More than two dozen companies and trade groups including Facebook, AT&T, TechAmerica, Boeing, IBM, Oracle, Symantec, CTIA and the U.S. Chamber of Commerce support CISPA.

The one defector from that group over the weekend was Microsoft. The software giant withdrew its support in a statement saying it would oppose any law that would not allow it, "to honor the privacy and security promises we make to our customers."

But Torsten George, vice president worldwide marketing and products for risk management vendor Agiliance, says CISPA already addresses that concern. He calls it "probably the least intrusive" for enterprises of the various legislative proposals pending regarding information sharing on cyberthreats.

"It's a voluntary system," he says. "It's really up to the enterprise to participate or not. We've been waiting for many years for better cooperation between business and government."

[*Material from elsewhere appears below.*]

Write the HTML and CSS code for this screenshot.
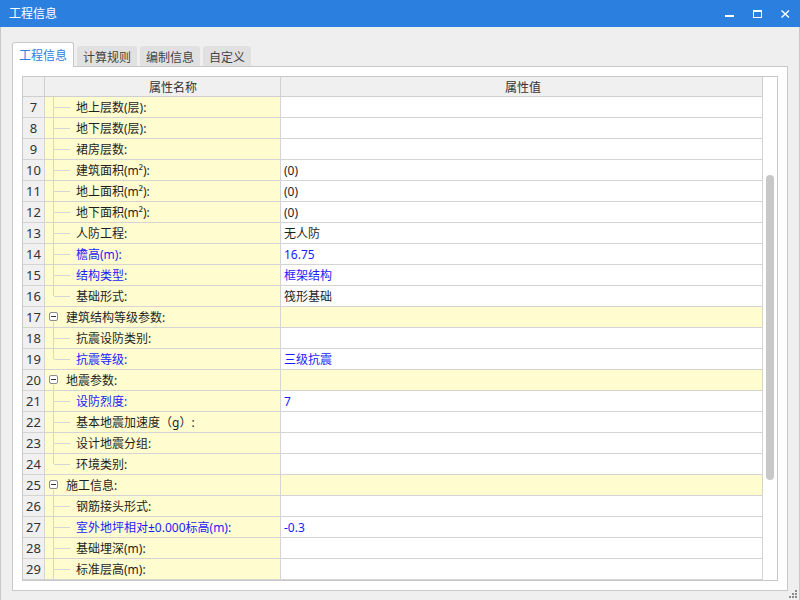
FILE: index.html
```html
<!DOCTYPE html>
<html lang="zh">
<head>
<meta charset="utf-8">
<link rel="stylesheet" href="styles.css">
</head>
<body>
<div class="window">
  <div class="titlebar">
    <span class="title">工程信息</span>
    <div class="controls">
      <span class="ctl"><svg width="10" height="8" viewBox="0 0 10 8"><rect x="0" y="5" width="9" height="2" fill="#fff"/></svg></span>
      <span class="ctl"><svg width="10" height="8" viewBox="0 0 10 8"><rect x="0.5" y="0.5" width="8" height="7" fill="none" stroke="#fff"/><rect x="0" y="0" width="9" height="2" fill="#fff"/></svg></span>
      <span class="ctl"><svg width="10" height="8" viewBox="0 0 10 8"><path d="M0.5 0.5 L8 7.5 M8 0.5 L0.5 7.5" stroke="#fff" stroke-width="1.4" fill="none"/></svg></span>
    </div>
  </div>
  <div class="client">
    <div class="tabs">
      <div class="tab active">工程信息</div>
      <div class="tab w60">计算规则</div>
      <div class="tab w60">编制信息</div>
      <div class="tab w48">自定义</div>
    </div>
    <div class="panel">
      <div class="grid">
        <div class="table">
          <div class="row head">
            <div class="num"></div>
            <div class="name">属性名称</div>
            <div class="val">属性值</div>
          </div>
          <div class="row"><div class="num">7</div><div class="name child">地上层数(层):</div><div class="val"></div></div>
          <div class="row"><div class="num">8</div><div class="name child">地下层数(层):</div><div class="val"></div></div>
          <div class="row"><div class="num">9</div><div class="name child">裙房层数:</div><div class="val"></div></div>
          <div class="row"><div class="num">10</div><div class="name child">建筑面积(m²):</div><div class="val">(0)</div></div>
          <div class="row"><div class="num">11</div><div class="name child">地上面积(m²):</div><div class="val">(0)</div></div>
          <div class="row"><div class="num">12</div><div class="name child">地下面积(m²):</div><div class="val">(0)</div></div>
          <div class="row"><div class="num">13</div><div class="name child">人防工程:</div><div class="val">无人防</div></div>
          <div class="row"><div class="num">14</div><div class="name child blue">檐高(m):</div><div class="val blue">16.75</div></div>
          <div class="row"><div class="num">15</div><div class="name child blue">结构类型:</div><div class="val blue">框架结构</div></div>
          <div class="row"><div class="num">16</div><div class="name child last">基础形式:</div><div class="val">筏形基础</div></div>
          <div class="row group"><div class="num">17</div><div class="name"><span class="box"></span>建筑结构等级参数:</div><div class="val"></div></div>
          <div class="row"><div class="num">18</div><div class="name child">抗震设防类别:</div><div class="val"></div></div>
          <div class="row"><div class="num">19</div><div class="name child last blue">抗震等级:</div><div class="val blue">三级抗震</div></div>
          <div class="row group"><div class="num">20</div><div class="name"><span class="box"></span>地震参数:</div><div class="val"></div></div>
          <div class="row"><div class="num">21</div><div class="name child blue">设防烈度:</div><div class="val blue">7</div></div>
          <div class="row"><div class="num">22</div><div class="name child">基本地震加速度（g）:</div><div class="val"></div></div>
          <div class="row"><div class="num">23</div><div class="name child">设计地震分组:</div><div class="val"></div></div>
          <div class="row"><div class="num">24</div><div class="name child last">环境类别:</div><div class="val"></div></div>
          <div class="row group"><div class="num">25</div><div class="name"><span class="box"></span>施工信息:</div><div class="val"></div></div>
          <div class="row"><div class="num">26</div><div class="name child">钢筋接头形式:</div><div class="val"></div></div>
          <div class="row"><div class="num">27</div><div class="name child blue">室外地坪相对±0.000标高(m):</div><div class="val blue">-0.3</div></div>
          <div class="row"><div class="num">28</div><div class="name child">基础埋深(m):</div><div class="val"></div></div>
          <div class="row"><div class="num">29</div><div class="name child">标准层高(m):</div><div class="val"></div></div>
        </div>
        <div class="scroll"><div class="thumb"></div></div>
      </div>
    </div>
  </div>
  <svg class="grip" width="10" height="10" viewBox="0 0 10 10">
    <rect x="7" y="1" width="2" height="2" fill="#8a8a8a"/>
    <rect x="4" y="4" width="2" height="2" fill="#8a8a8a"/>
    <rect x="7" y="4" width="2" height="2" fill="#8a8a8a"/>
    <rect x="1" y="7" width="2" height="2" fill="#8a8a8a"/>
    <rect x="4" y="7" width="2" height="2" fill="#8a8a8a"/>
    <rect x="7" y="7" width="2" height="2" fill="#8a8a8a"/>
  </svg>
</div>
</body>
</html>
```
FILE: styles.css
```css
* { box-sizing: border-box; }
body { margin: 0; background: #efefef; }
.window {
  position: relative;
  width: 800px;
  height: 600px;
  display: flex;
  flex-direction: column;
  font-family: "Noto Sans", "Noto Sans CJK SC", sans-serif;
  font-size: 12px;
  color: #1e1e1e;
  background: #efefef;
}
.titlebar {
  height: 27px;
  flex: none;
  background: #2b80df;
  display: flex;
  align-items: center;
  justify-content: space-between;
  padding-left: 9px;
}
.title { color: #fff; font-size: 12px; line-height: 16px; }
.controls { display: flex; height: 27px; }
.ctl {
  width: 28px;
  height: 27px;
  display: flex;
  align-items: center;
  justify-content: center;
}
.client {
  flex: 1;
  display: flex;
  flex-direction: column;
  border: 1px solid #c6c9cc;
  border-top: 0;
  padding: 15px 11px 11px 11px;
}
.tabs {
  height: 24px;
  flex: none;
  display: flex;
  align-items: flex-end;
  gap: 3px;
  position: relative;
  z-index: 1;
}
.tab {
  height: 20px;
  background: #e1e1e1;
  color: #444;
  border-radius: 3px 3px 0 0;
  display: flex;
  align-items: center;
  justify-content: center;
  font-size: 12px;
  padding-top: 2px;
}
.tab.active {
  width: 62px;
  height: 25px;
  margin-bottom: -1px;
  background: #fff;
  color: #2b80df;
  border: 1px solid #c8c8c8;
  border-bottom: 0;
  padding-top: 0;
  padding-bottom: 1px;
}
.w60 { width: 60px; }
.w48 { width: 48px; }
.panel {
  flex: 1;
  background: #fff;
  border: 1px solid #c8c8c8;
  padding: 9px;
  display: flex;
}
.grid {
  flex: 1;
  border: 1px solid #c8c8c8;
  display: flex;
  overflow: hidden;
}
.table {
  width: 740px;
  flex: none;
  overflow: hidden;
}
.row {
  display: grid;
  grid-template-columns: 22px 236px 482px;
  height: 21px;
}
.row > div {
  border-right: 1px solid #d4d4d4;
  border-bottom: 1px solid #d4d4d4;
  display: flex;
  align-items: center;
  white-space: nowrap;
}
.row.head { height: 20px; }
.row.head > div {
  background: #f0f0f0;
  justify-content: center;
  color: #333;
  border-color: #cfcfcf;
}
.num {
  background: #f0f0f0;
  justify-content: center;
  color: #333;
  font-size: 13px;
}
.name {
  background: #fffcd0;
  position: relative;
  padding-left: 21px;
}
.name.child { padding-left: 31px; }
.val { padding-left: 3px; background: #fff; }
.group .val { background: #fffcd0; }
.blue { color: #1a1aff; }
.name.child::before {
  content: "";
  position: absolute;
  left: 8px;
  top: 0;
  bottom: -1px;
  border-left: 1px solid #d6d6d6;
}
.name.child.last::before { bottom: 50%; }
.name.child::after {
  content: "";
  position: absolute;
  left: 9px;
  width: 16px;
  top: 10px;
  border-top: 1px solid #d6d6d6;
}
.group .name::after {
  content: "";
  position: absolute;
  left: 8px;
  top: 15px;
  bottom: -1px;
  border-left: 1px solid #d6d6d6;
}
.box {
  position: absolute;
  left: 4px;
  top: 5px;
  width: 9px;
  height: 9px;
  border: 1px solid #8c8c8c;
  border-radius: 2px;
  background: #fff;
}
.box::before {
  content: "";
  position: absolute;
  left: 1px;
  right: 1px;
  top: 3px;
  border-top: 1px solid #333;
}
.scroll {
  width: 15px;
  flex: none;
  background: #fff;
}
.thumb {
  margin-top: 98px;
  margin-left: 3px;
  width: 8px;
  height: 305px;
  border-radius: 4px;
  background: #c8c8c8;
}
.grip {
  position: absolute;
  right: 2px;
  bottom: 1px;
}
```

The bills favored by the Obama administration and Democratic Senate leaders, he says, are more radical. "All commercial organizations that are considered part of the nation's critical infrastructure would be mandated to submit any kind of cyberthreat information to the government," George says. "And they would be audited on that."

George contends that CISPA, or something very much like it, is desperately needed to counter threats to enterprises and to U.S. citizens in general.

"This [possibility of cyber attacks] is more important than planes flying into the Twin Towers," he says. "It is the most important threat the country is facing."

"The hackers are sitting across the table and laughing at [the lack of cooperation between]government and the commercial space," George says. "You see hackers cooperating at all levels. It's done openly and daily, while it is at the infant stage (in the U.S.) between business and government. Something has to happen where information needs to be shared."

But more than than 50 security experts, university professors and entrepreneurs say CISPA is not the way to do it. The group sent an open letter to Congress last week opposing it.

"We take security very seriously, but we fervently believe that strong computer and network security does not require Internet users to sacrifice their privacy and civil liberties," the group said in the letter published on the website of the Electronic Frontier Foundation.